Methodology -- Theory Delta

What a finding is

A Theory Delta finding is an empirical claim about agentic tooling where observed behavior diverges from documentation. Each finding follows a consistent structure:

What the docs say -- the documented or advertised behavior
What actually happens -- what we observed when testing, with source code references and links to GitHub issues, CVEs, or security advisories as evidence
What to do instead -- actionable alternatives for builders
Environments tested -- specific tools, versions, and results in a verifiable table

How findings are produced

Source code review. We read the actual implementation, not just the README. Claims reference specific files, line numbers, and code snippets.
Environment testing. Each tool is tested in the version listed. Results are recorded per-environment, not aggregated into a single claim.
Cross-reference with public issues. Findings link to GitHub issues, security advisories (GHSAs), and CVEs where available. If an independent reporter found the same behavior, we link their report.
Confidence labeling. Each finding is tagged empirical (tested and confirmed), medium (partially tested or inferred), or theoretical (architecture analysis only).
Staleness tracking. Every finding has a "last verified" date. Findings not re-verified within 60 days display a staleness warning. Tools ship patches; findings must keep up.

What a finding is not

Not a documentation summary. If the docs are accurate, there is no theory delta and no finding.
Not a review or rating. Findings describe specific behaviors, not overall quality.
Not permanent. When a tool ships a fix, the finding should be updated or marked resolved. Evidence of fixes is welcome.

The theory delta

The theory delta is the gap between what documentation claims and what production reveals.
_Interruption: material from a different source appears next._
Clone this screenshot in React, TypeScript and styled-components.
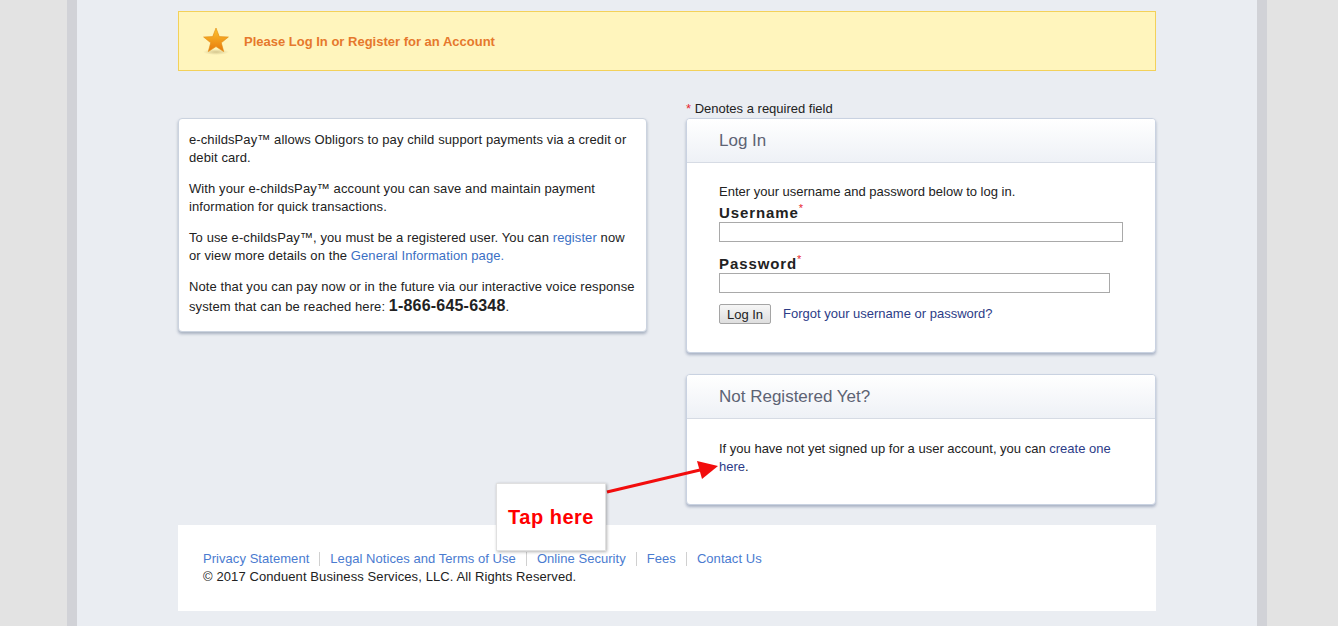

It exists because:

Agentic tools ship faster than docs can keep up
Integration behavior (how tools interact with real infrastructure) is rarely documented
Edge cases in protocol specs surface only under production load or specific configurations
Reference implementations get copied without security audit

Every finding on this site exists because someone encountered a theory delta while building. The goal is to make that knowledge available before the next builder hits the same wall.